Any two admissible observers agree on the temporal order of any two events on the worldline of a photon, i.e., if two such events have coordinates $(x^1, x^2, x^3, x^4)$ and $(x^1_0, x^2_0, x^3_0, x^4_0)$ in $S$ and $(\hat{x}^1, \hat{x}^2, \hat{x}^3, \hat{x}^4)$ and $(\hat{x}^1_0, \hat{x}^2_0, \hat{x}^3_0, \hat{x}^4_0)$ in $\hat{S}$ then $x^4 - x^4_0$ and $\hat{x}^4 - \hat{x}^4_0$ have the same sign.

i.e. that two observers agree upon the ordering of events in spacetime. Why is he making this assumption? Isn't the whole point of SR to say that simultaneity is relative?

  • 1
    See: physics.stackexchange.com/questions/169631/… Two events on the worldline of a photon are lightlike separated. – BowlOfRed Dec 24 '17 at 3:45
  • Please don't post images of text: transcribe the text into the post as a bloack quote (use > for markup).
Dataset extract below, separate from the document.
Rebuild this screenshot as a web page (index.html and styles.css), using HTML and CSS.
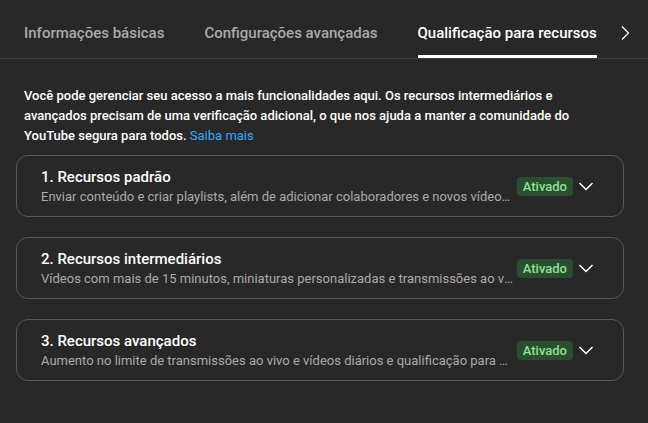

This has two advantages: first the quote is machine readable and therefore searchable and second it is possible for user to cut-n-paste from the block quote to highlight important points. – dmckee Dec 24 '17 at 5:37
  • Here's an important point that should be highlighted: the author does not make this claim for arbitrary pairs of points, he makes it for "any two events on the worldline of a photon". That is a very restricted case, and you have to analyze the situation with that in mind. – dmckee Dec 24 '17 at 5:38

For completeness [especially for those without easy access to the reference], it might be good to include the other assumptions.

  1. Each admissible observer presides over a 3-dimensional, right-handed, Cartesian spatial coordinate system based on an agreed unit of length and relative to which photons propagate rectilinearly in any direction.
  2. Each admissible observer is provided with an ideal standard clock based on an agreed unit of time with which to provide a quantitative temporal order to the events on his worldline.
  3. For each admissible observer the speed of light in vacuo as determined by the Fizeau procedure is independent of when the experiment is performed, the arrangement of the apparatus (i.e., the choice of P), the frequency (energy) of the signal and, moreover, has the same numerical value c (approximately $3.0 \times 10^8$ meters per second) for all such observers.
  4. "causality assumption": Any two admissible observers agree on the temporal order of any two events on the worldline of a photon, i.e., if two such events have coordinates $(x^1, x^2, x^3, x^4)$ and $(x^1_0, x^2_0, x^3_0, x^4_0)$ in S and $(\hat x^1, \hat x^2, \hat x^3, \hat x^4 )$ and $(\hat x^1_0, \hat x^2_0, \hat x^3_0, \hat x^4_0 )$ in $\hat S$, then $x^4 − x^4_0$ and $\hat x^4 − \hat x^4_0$ have the same sign.
  5. The Relativity Principle: All admissible frames of reference are completely equivalent for the formulation of the laws of physics.

The causality assumption seems to be a requirement that observers agree on the same sense of "future" [for lightlike related events]. (Temporal-inversions are excluded.) Furthermore, he uses this to define "causal automorphism" as used in the Zeeman theorem, which Naber discusses later on that page and in the rest of the book.